Ровно о таких штрихах петровской “модернизации” следовало бы крепко помнить нашему обществу, но наши “государственнические” учебники предпочитают фанфарные мотивы полтавской виктории.
Остается ответить на последний упрек критика относительно того, что “про адаптацию к внешним переменам автор, кажется, в статье так ничего и не сказал”. Казалось бы, я сказал тогда достаточно:
“Традиционное общество в силу вышеперечисленных особенностей малоподвижно и плохо приспособлено к адаптации, а при радикальном изменении внешних условий оно переживает глубокий кризис и нередко гибнет”.
Придется, видимо, выразиться яснее. “Русские”, “догоняющие” или “мобилизационные” “модернизации”, к каковым обычно причисляют петровскую, столыпинскую и сталинскую (реже, но также поминают в этом ряду реформы Ивана Грозного и Александра II), обеспечивают с бóльшим или меньшим успехом временное решение проблем технического характера. Но создание необходимого для мирного общественного развития механизма перманентного обновления такая “симуляция модернизации” обеспечить не может, поскольку единственным субъектом социального творчества в ней остается бюрократия. А она принципиально не имеет такой широты возможностей, как открытое общество, где в процесс социального творчества вовлечено множество субъектов. Причем эффективность их опытов оценивается постоянно, единой и равной мерой рынка, а не на основании административного усмотрения и только в периоды судорожного поиска выхода из очередного “системного кризиса”. И кризис такой неизбежно наступает.
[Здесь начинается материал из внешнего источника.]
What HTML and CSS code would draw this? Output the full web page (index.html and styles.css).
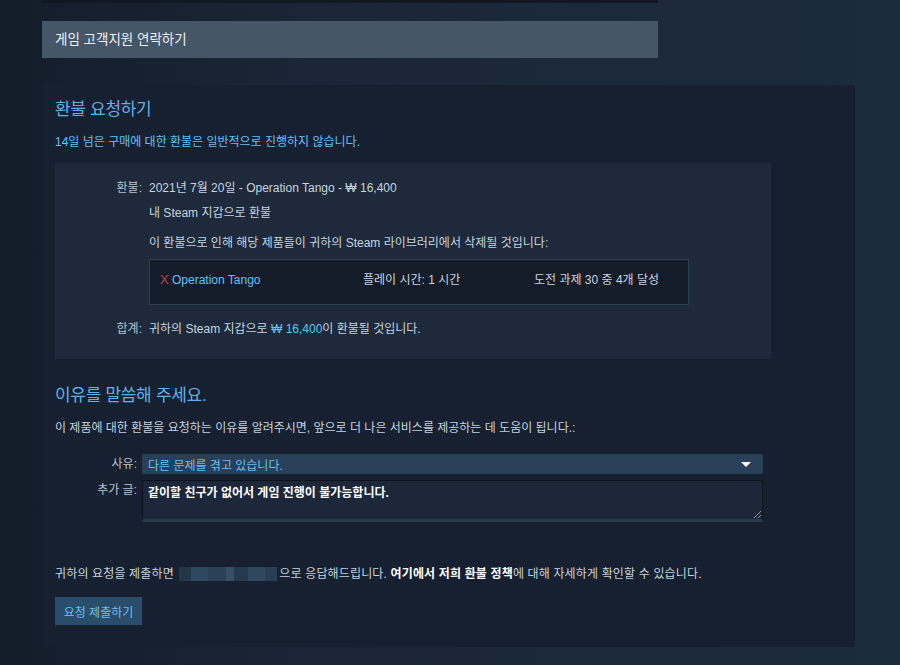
FILE: index.html
```html
<!DOCTYPE html>
<html lang="ko">
<head>
    <meta charset="UTF-8">
    <meta name="viewport" content="width=device-width, initial-scale=1.0">
    <title>환불 요청하기</title>
    <link rel="stylesheet" href="styles.css">
</head>
<body>
    <div class="page">
        <div class="topbar"></div>
        <div class="contact">게임 고객지원 연락하기</div>

        <div class="panel">
            <h2 class="title">환불 요청하기</h2>
            <p class="notice">14일 넘은 구매에 대한 환불은 일반적으로 진행하지 않습니다.</p>

            <div class="summary">
                <div class="row">
                    <span class="label">환불:</span>
                    <span>2021년 7월 20일 - Operation Tango - ₩ 16,400</span>
                </div>
                <div class="row gap-small">
                    <span class="label"></span>
                    <span>내 Steam 지갑으로 환불</span>
                </div>
                <div class="row gap-mid">
                    <span class="label"></span>
                    <span>이 환불으로 인해 해당 제품들이 귀하의 Steam 라이브러리에서 삭제될 것입니다:</span>
                </div>
                <div class="row gap-box">
                    <span class="label"></span>
                    <div class="games">
                        <span class="game-name"><span class="remove">X</span> Operation Tango</span>
                        <span>플레이 시간: 1 시간</span>
                        <span>도전 과제 30 중 4개 달성</span>
                    </div>
                </div>
                <div class="row gap-total">
                    <span class="label">합계:</span>
                    <span>귀하의 Steam 지갑으로 <span class="price">₩ 16,400</span>이 환불될 것입니다.</span>
                </div>
            </div>

            <h2 class="title reason-title">이유를 말씀해 주세요.</h2>
            <p class="reason-text">이 제품에 대한 환불을 요청하는 이유를 알려주시면, 앞으로 더 나은 서비스를 제공하는 데 도움이 됩니다.:</p>

            <div class="form">
                <div class="field">
                    <span class="field-label">사유:</span>
                    <div class="select">
                        <span>다른 문제를 겪고 있습니다.</span>
                        <span class="arrow"></span>
                    </div>
                </div>
                <div class="field">
                    <span class="field-label">추가 글:</span>
                    <div class="textarea">
                        같이할 친구가 없어서 게임 진행이 불가능합니다.
                        <svg class="grip" width="8" height="8" viewBox="0 0 8 8">
                            <path d="M8 1L1 8M8 5L5 8" stroke="#8a97a6" stroke-width="1"/>
                        </svg>
                    </div>
                </div>
            </div>

            <p class="footer-note">귀하의 요청을 제출하면 <span class="blur"></span>으로 응답해드립니다. <b>여기에서 저희 환불 정책</b>에 대해 자세하게 확인할 수 있습니다.</p>

            <button class="submit">요청 제출하기</button>
        </div>
    </div>
</body>
</html>
```

FILE: styles.css
```css
* {
    margin: 0;
    padding: 0;
    box-sizing: border-box;
}

body {
    min-height: 100vh;
    background: linear-gradient(90deg, #141d2a 0%, #1a2637 35%, #1c293c 70%, #1d2b3e 100%);
    font-family: "Liberation Sans", "Noto Sans CJK KR", sans-serif;
    font-size: 12px;
    color: #c6d4df;
}

.page {
    padding-left: 42px;
    width: 855px;
}

.topbar {
    width: 616px;
    height: 3px;
    background: #111822;
}

.contact {
    width: 616px;
    height: 37px;
    margin-top: 18px;
    padding-left: 13px;
    line-height: 37px;
    background: #465669;
    color: #eef1f4;
    font-size: 13.5px;
}

.panel {
    margin-top: 27px;
    background: #162030;
    padding: 13px 13px 21px;
    height: 562px;
}

.title {
    font-size: 17px;
    font-weight: normal;
    color: #5fb3e6;
    line-height: 24px;
    letter-spacing: -0.3px;
}

.notice {
    margin-top: 12px;
    color: #66c0f4;
    line-height: 16px;
}

.summary {
    margin-top: 13px;
    background: #1e2a3b;
    width: 716px;
    padding: 16px 0 21px;
}

.row {
    display: flex;
    gap: 7px;
    line-height: 18px;
}

.gap-small {
    margin-top: 7px;
}

.gap-mid {
    margin-top: 12px;
}

.gap-box {
    margin-top: 7px;
}

.gap-total {
    margin-top: 15px;
}

.label {
    width: 87px;
    flex-shrink: 0;
    text-align: right;
    color: #b8c3cd;
}

.games {
    width: 540px;
    height: 46px;
    padding: 11px 10px 0;
    display: grid;
    grid-template-columns: 203px 171px 1fr;
    background: #151c29;
    border: 1px solid #2d3e56;
}

.game-name {
    color: #66c0f4;
}

.remove {
    color: #c0403a;
    font-size: 13px;
}

.price {
    color: #66c0f4;
}

.reason-title {
    margin-top: 25px;
}

.reason-text {
    margin-top: 12px;
    line-height: 16px;
}

.form {
    margin-top: 18px;
    display: flex;
    flex-direction: column;
    gap: 6px;
}

.field {
    display: flex;
    gap: 5px;
}

.field-label {
    width: 82px;
    text-align: right;
    line-height: 20px;
    color: #b8c3cd;
}

.select {
    width: 621px;
    height: 20px;
    padding: 0 6px;
    display: flex;
    justify-content: space-between;
    align-items: center;
    background: #2a4058;
    border-radius: 2px;
    color: #66c0f4;
}

.arrow {
    width: 0;
    height: 0;
    margin-right: 6px;
    border-left: 5px solid transparent;
    border-right: 5px solid transparent;
    border-top: 5px solid #ffffff;
}

.textarea {
    position: relative;
    width: 621px;
    height: 42px;
    padding: 4px 5px;
    background: #1c2839;
    border: 1px solid #0c121b;
    border-bottom: 3px solid #2a3a4e;
    color: #ffffff;
    font-weight: bold;
    line-height: 16px;
}

.grip {
    position: absolute;
    right: 1px;
    bottom: 1px;
}

.footer-note {
    margin-top: 44px;
    line-height: 16px;
    letter-spacing: 0.15px;
}

.footer-note b {
    color: #ffffff;
}

.blur {
    display: inline-block;
    width: 98px;
    height: 14px;
    margin: 0 2px -3px;
    background: linear-gradient(90deg, #24364a 0 12%, #2f4860 12% 30%, #2a4158 30% 48%, #34506a 48% 56%, #27394e 56% 70%, #30485f 70% 88%, #2a3e54 88% 100%);
}

.submit {
    margin-top: 15px;
    width: 87px;
    height: 28px;
    border: none;
    background: #2a4d6b;
    color: #66c0f4;
    font-family: inherit;
    font-size: 12px;
    cursor: pointer;
}

.submit:hover {
    background: #66c0f4;
    color: #ffffff;
}
```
Бюрократия в силу узости ее возможностей всегда увлекается чем-то одним, упуская из виду действительно “прорывные” явления. Так советники Николая I, в военном деле отводившего решающую роль слаженности маневра, то есть, по существу, плацпарадной муштре, упустили значение парового двигателя для военного корабля и нарезного оружия для пехотинца. Так советские начальники, поставив во главу угла химизацию сельского хозяйства, “проморгали” появление биотехнологий, а двинув последние ресурсы в машиностроение, упустили компьютерную революцию. Сейчас казна носится с нанотехнологиями, но честный историк обязан предупредить публику, что такого рода увлечения всегда кончались провалом.
________________________
1) Причем вошедшие в этот разряд черносошные крестьяне, однодворцы и прочие утратили многие прежние имущественные и личные права.